▶ [GIVEN REQUEST]: Write out each line exactly as given. Leave the pictures out of your copy.

## start DATA EXTRACT

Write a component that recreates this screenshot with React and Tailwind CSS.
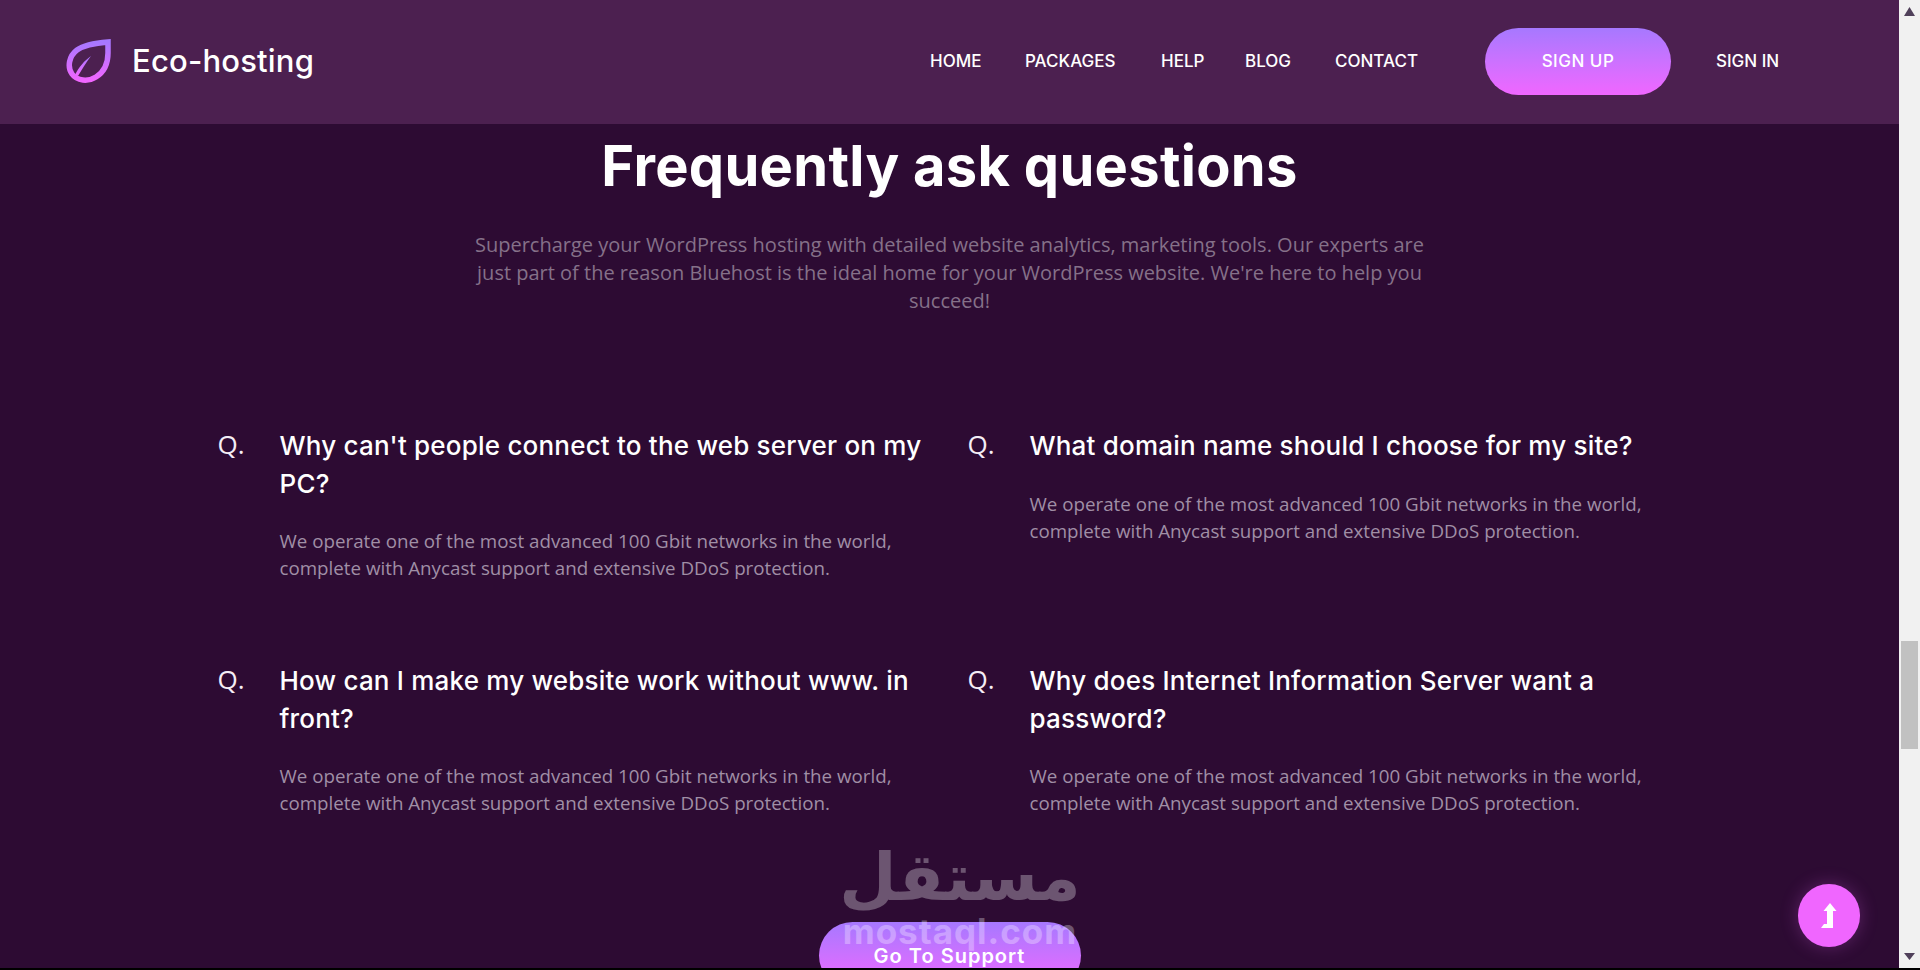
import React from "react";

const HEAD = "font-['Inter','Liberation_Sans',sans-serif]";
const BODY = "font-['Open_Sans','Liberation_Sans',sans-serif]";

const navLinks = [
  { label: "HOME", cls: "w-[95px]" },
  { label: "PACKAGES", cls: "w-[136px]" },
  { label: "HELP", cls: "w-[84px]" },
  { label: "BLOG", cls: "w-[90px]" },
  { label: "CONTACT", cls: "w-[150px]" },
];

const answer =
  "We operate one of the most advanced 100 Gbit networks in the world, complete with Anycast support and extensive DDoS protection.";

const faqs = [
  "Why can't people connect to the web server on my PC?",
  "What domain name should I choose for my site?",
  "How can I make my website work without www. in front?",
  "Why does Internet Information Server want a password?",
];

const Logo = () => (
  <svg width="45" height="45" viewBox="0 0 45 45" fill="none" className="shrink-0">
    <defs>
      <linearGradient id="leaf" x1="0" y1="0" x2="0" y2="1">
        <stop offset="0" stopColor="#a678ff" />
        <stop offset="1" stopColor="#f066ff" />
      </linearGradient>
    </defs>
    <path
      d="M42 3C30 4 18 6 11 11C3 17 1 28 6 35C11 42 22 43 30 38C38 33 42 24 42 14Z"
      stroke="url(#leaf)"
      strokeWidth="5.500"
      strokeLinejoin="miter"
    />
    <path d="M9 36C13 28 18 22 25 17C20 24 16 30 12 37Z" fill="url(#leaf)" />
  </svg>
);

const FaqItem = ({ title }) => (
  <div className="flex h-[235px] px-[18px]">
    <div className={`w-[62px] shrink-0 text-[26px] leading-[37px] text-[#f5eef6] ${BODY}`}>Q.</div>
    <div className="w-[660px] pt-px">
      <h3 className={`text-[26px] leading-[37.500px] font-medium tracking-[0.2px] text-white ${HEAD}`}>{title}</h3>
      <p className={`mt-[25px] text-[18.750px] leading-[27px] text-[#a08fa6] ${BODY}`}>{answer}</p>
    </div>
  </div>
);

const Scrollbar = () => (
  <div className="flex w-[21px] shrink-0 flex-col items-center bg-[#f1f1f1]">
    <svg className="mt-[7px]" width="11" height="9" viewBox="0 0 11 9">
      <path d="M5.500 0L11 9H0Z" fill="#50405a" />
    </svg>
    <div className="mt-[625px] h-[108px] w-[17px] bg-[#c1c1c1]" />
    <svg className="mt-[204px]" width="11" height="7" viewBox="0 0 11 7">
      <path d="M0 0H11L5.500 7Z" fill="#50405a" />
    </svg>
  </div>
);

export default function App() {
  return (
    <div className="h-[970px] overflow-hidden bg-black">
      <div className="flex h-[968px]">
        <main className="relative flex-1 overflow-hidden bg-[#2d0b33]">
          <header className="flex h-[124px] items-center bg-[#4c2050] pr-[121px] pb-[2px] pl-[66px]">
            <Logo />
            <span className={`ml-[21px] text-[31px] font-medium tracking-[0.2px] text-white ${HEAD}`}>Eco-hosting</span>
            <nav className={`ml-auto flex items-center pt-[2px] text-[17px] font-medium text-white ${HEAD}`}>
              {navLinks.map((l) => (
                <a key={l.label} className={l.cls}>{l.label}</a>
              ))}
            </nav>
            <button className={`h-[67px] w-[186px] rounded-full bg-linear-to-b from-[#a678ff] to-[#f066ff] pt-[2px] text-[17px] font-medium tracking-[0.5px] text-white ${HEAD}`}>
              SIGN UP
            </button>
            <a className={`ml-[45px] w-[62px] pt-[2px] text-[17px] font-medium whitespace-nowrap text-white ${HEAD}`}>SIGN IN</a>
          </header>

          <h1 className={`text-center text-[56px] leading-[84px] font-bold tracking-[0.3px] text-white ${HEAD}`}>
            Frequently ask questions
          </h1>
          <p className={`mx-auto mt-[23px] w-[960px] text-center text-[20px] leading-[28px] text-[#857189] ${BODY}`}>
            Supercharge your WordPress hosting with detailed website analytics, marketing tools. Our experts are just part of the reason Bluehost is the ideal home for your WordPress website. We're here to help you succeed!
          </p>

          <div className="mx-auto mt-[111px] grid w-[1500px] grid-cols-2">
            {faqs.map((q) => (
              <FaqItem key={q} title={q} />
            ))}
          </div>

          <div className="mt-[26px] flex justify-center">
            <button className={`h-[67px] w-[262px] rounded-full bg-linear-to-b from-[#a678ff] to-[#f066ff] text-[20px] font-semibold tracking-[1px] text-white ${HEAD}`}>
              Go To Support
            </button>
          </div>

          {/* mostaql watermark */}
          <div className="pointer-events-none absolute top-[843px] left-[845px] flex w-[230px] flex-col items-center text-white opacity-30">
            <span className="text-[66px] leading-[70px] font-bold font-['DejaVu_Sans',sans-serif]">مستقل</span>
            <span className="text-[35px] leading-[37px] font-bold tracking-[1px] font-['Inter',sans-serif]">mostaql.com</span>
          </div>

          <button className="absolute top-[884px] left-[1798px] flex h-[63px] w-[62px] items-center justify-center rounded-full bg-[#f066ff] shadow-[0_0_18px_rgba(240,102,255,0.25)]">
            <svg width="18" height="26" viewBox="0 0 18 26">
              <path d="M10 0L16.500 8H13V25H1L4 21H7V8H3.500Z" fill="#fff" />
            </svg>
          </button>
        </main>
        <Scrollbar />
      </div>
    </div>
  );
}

## end DATA EXTRACT

▶ [SOLUTION]:
Write a component that recreates this screenshot with React and Tailwind CSS.
import React from "react";

const HEAD = "font-['Inter','Liberation_Sans',sans-serif]";
const BODY = "font-['Open_Sans','Liberation_Sans',sans-serif]";

const navLinks = [
  { label: "HOME", cls: "w-[95px]" },
  { label: "PACKAGES", cls: "w-[136px]" },
  { label: "HELP", cls: "w-[84px]" },
  { label: "BLOG", cls: "w-[90px]" },
  { label: "CONTACT", cls: "w-[150px]" },
];

const answer =
  "We operate one of the most advanced 100 Gbit networks in the world, complete with Anycast support and extensive DDoS protection.";

const faqs = [
  "Why can't people connect to the web server on my PC?",
  "What domain name should I choose for my site?",
  "How can I make my website work without www. in front?",
  "Why does Internet Information Server want a password?",
];

const Logo = () => (
  <svg width="45" height="45" viewBox="0 0 45 45" fill="none" className="shrink-0">
    <defs>
      <linearGradient id="leaf" x1="0" y1="0" x2="0" y2="1">
        <stop offset="0" stopColor="#a678ff" />
        <stop offset="1" stopColor="#f066ff" />
      </linearGradient>
    </defs>
    <path
      d="M42 3C30 4 18 6 11 11C3 17 1 28 6 35C11 42 22 43 30 38C38 33 42 24 42 14Z"
      stroke="url(#leaf)"
      strokeWidth="5.500"
      strokeLinejoin="miter"
    />
    <path d="M9 36C13 28 18 22 25 17C20 24 16 30 12 37Z" fill="url(#leaf)" />
  </svg>
);

const FaqItem = ({ title }) => (
  <div className="flex h-[235px] px-[18px]">
    <div className={`w-[62px] shrink-0 text-[26px] leading-[37px] text-[#f5eef6] ${BODY}`}>Q.</div>
    <div className="w-[660px] pt-px">
      <h3 className={`text-[26px] leading-[37.500px] font-medium tracking-[0.2px] text-white ${HEAD}`}>{title}</h3>
      <p className={`mt-[25px] text-[18.750px] leading-[27px] text-[#a08fa6] ${BODY}`}>{answer}</p>
    </div>
  </div>
);

const Scrollbar = () => (
  <div className="flex w-[21px] shrink-0 flex-col items-center bg-[#f1f1f1]">
    <svg className="mt-[7px]" width="11" height="9" viewBox="0 0 11 9">
      <path d="M5.500 0L11 9H0Z" fill="#50405a" />
    </svg>
    <div className="mt-[625px] h-[108px] w-[17px] bg-[#c1c1c1]" />
    <svg className="mt-[204px]" width="11" height="7" viewBox="0 0 11 7">
      <path d="M0 0H11L5.500 7Z" fill="#50405a" />
    </svg>
  </div>
);

export default function App() {
  return (
    <div className="h-[970px] overflow-hidden bg-black">
      <div className="flex h-[968px]">
        <main className="relative flex-1 overflow-hidden bg-[#2d0b33]">
          <header className="flex h-[124px] items-center bg-[#4c2050] pr-[121px] pb-[2px] pl-[66px]">
            <Logo />
            <span className={`ml-[21px] text-[31px] font-medium tracking-[0.2px] text-white ${HEAD}`}>Eco-hosting</span>
            <nav className={`ml-auto flex items-center pt-[2px] text-[17px] font-medium text-white ${HEAD}`}>
              {navLinks.map((l) => (
                <a key={l.label} className={l.cls}>{l.label}</a>
              ))}
            </nav>
            <button className={`h-[67px] w-[186px] rounded-full bg-linear-to-b from-[#a678ff] to-[#f066ff] pt-[2px] text-[17px] font-medium tracking-[0.5px] text-white ${HEAD}`}>
              SIGN UP
            </button>
            <a className={`ml-[45px] w-[62px] pt-[2px] text-[17px] font-medium whitespace-nowrap text-white ${HEAD}`}>SIGN IN</a>
          </header>

          <h1 className={`text-center text-[56px] leading-[84px] font-bold tracking-[0.3px] text-white ${HEAD}`}>
            Frequently ask questions
          </h1>
          <p className={`mx-auto mt-[23px] w-[960px] text-center text-[20px] leading-[28px] text-[#857189] ${BODY}`}>
            Supercharge your WordPress hosting with detailed website analytics, marketing tools. Our experts are just part of the reason Bluehost is the ideal home for your WordPress website. We're here to help you succeed!
          </p>

          <div className="mx-auto mt-[111px] grid w-[1500px] grid-cols-2">
            {faqs.map((q) => (
              <FaqItem key={q} title={q} />
            ))}
          </div>

          <div className="mt-[26px] flex justify-center">
            <button className={`h-[67px] w-[262px] rounded-full bg-linear-to-b from-[#a678ff] to-[#f066ff] text-[20px] font-semibold tracking-[1px] text-white ${HEAD}`}>
              Go To Support
            </button>
          </div>

          {/* mostaql watermark */}
          <div className="pointer-events-none absolute top-[843px] left-[845px] flex w-[230px] flex-col items-center text-white opacity-30">
            <span className="text-[66px] leading-[70px] font-bold font-['DejaVu_Sans',sans-serif]">مستقل</span>
            <span className="text-[35px] leading-[37px] font-bold tracking-[1px] font-['Inter',sans-serif]">mostaql.com</span>
          </div>

          <button className="absolute top-[884px] left-[1798px] flex h-[63px] w-[62px] items-center justify-center rounded-full bg-[#f066ff] shadow-[0_0_18px_rgba(240,102,255,0.25)]">
            <svg width="18" height="26" viewBox="0 0 18 26">
              <path d="M10 0L16.500 8H13V25H1L4 21H7V8H3.500Z" fill="#fff" />
            </svg>
          </button>
        </main>
        <Scrollbar />
      </div>
    </div>
  );
}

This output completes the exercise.